We’re feeling inadequate because we’re on a journey. The old selves aren’t working for us anymore and we’re waiting for the new selves we’re going to become. In the meantime, we’re not too crazy about our lives even though change takes courage, and in that way we are growing, even when we don’t realize it. 

We Make It Even Harder When We Judge Ourselves

When I was newly widowed, I wanted to be an entirely different person. One with a support network in place instead of having spent years isolated in my marriage. One who was better at making friends and who knew what to do with her life. One who had lots of connections on LinkedIn (although I couldn’t figure out exactly what I did to get them).  At the very least, one who took comfort in her kitchen, and wasn’t quibbling with it. 
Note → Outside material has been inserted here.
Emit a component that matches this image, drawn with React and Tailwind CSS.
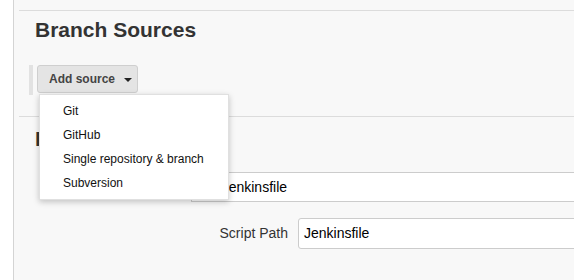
import React from "react";

export default function App() {
  const items = ["Git", "GitHub", "Single repository & branch", "Subversion"];
  return (
    <div className="w-[574px] h-[280px] flex bg-white overflow-hidden font-['Liberation_Sans',Arial,sans-serif]">
      <div className="w-[14px] shrink-0 bg-white border-r border-[#d4d4d4]" />
      <div className="flex-1 min-w-0 bg-[#f8f8f8] overflow-hidden">
        <div className="h-[10px]" />
        <div className="ml-[5px] border-t border-[#dcdcdc]" />
        <h2 className="mt-[7px] ml-[21px] text-[21px] leading-[24px] font-bold text-[#333]">
          Branch Sources
        </h2>
        <div className="mt-[23px] ml-[15px] flex items-start">
          <div className="w-[4px] h-[30px] bg-[#e2e2e2]" />
          <div className="relative ml-[4px]">
            <button className="h-[28px] w-[101px] flex items-center pl-[11px] bg-[#e4e4e4] border border-[#cfcfcf] rounded-[3px] text-[12px] font-bold text-[#444]">
              <span>Add source</span>
              <span className="ml-[9px] mt-[1px] w-0 h-0 border-x-[4px] border-t-[4px] border-x-transparent border-t-[#222]" />
            </button>
            <div className="absolute z-10 left-[2px] top-[29px] w-[190px] py-[4px] bg-white border border-[#e0e0e0] shadow-[0_2px_6px_rgba(0,0,0,0.22)]">
              {items.map((t) => (
                <div key={t} className="h-[24px] flex items-center pl-[23px] text-[12px] text-[#111] whitespace-nowrap">
                  {t}
                </div>
              ))}
            </div>
          </div>
        </div>
        <div className="mt-[21px] ml-[5px] border-t border-[#dcdcdc]" />
        <h2 className="mt-[10px] ml-[21px] text-[21px] leading-[24px] font-bold text-[#333] whitespace-nowrap">
          Build
        </h2>
        <div className="mt-[21px] flex items-center">
          <div className="w-[177px] shrink-0" />
          <div className="w-[400px] shrink-0 h-[30px] flex items-center pl-[11px] bg-white border border-[#cccccc] text-[14px] text-black whitespace-nowrap">
            by Jenkinsfile
          </div>
        </div>
        <div className="mt-[16px] flex items-center">
          <div className="w-[274px] shrink-0 text-right text-[14px] text-[#333]">Script Path</div>
          <div className="ml-[10px] w-[400px] shrink-0 h-[31px] flex items-center pl-[5px] bg-white border border-[#cccccc] rounded-[3px] text-[14px] text-black whitespace-nowrap">
            Jenkinsfile
          </div>
        </div>
      </div>
    </div>
  );
}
But we can only be who we are. 

There is no one looking over your shoulder judging you except yourself. I hike with a wonderful, accomplished friend. He does so much every day, hiking, writing a book, caring for his grandkids. But he never thinks he’s done enough. He’ll drive five hours to visit with his granddaughter, then be mad at himself when he comes home too tired to write a new piece.

His scheduler, who coincidentally happens to be the same guy, is always dissatisfied with him. He accomplishes plenty, he just needs to fire his scheduler.

Change will come, but not all at once. Could we accept ourselves with the compassion we’d offer a friend (or acquaintance, or anyone other than ourselves). For me, it would have removed a whole extra layer of pain. Instead of telling myself I wasn’t doing the right things, I would have congratulated myself for trying. And I wouldn’t have been angry at myself when I spent a few days on the couch with a book.

So, let’s not judge ourselves. We are getting through this. Often, particularly in these disturbing times, surviving is all we can do.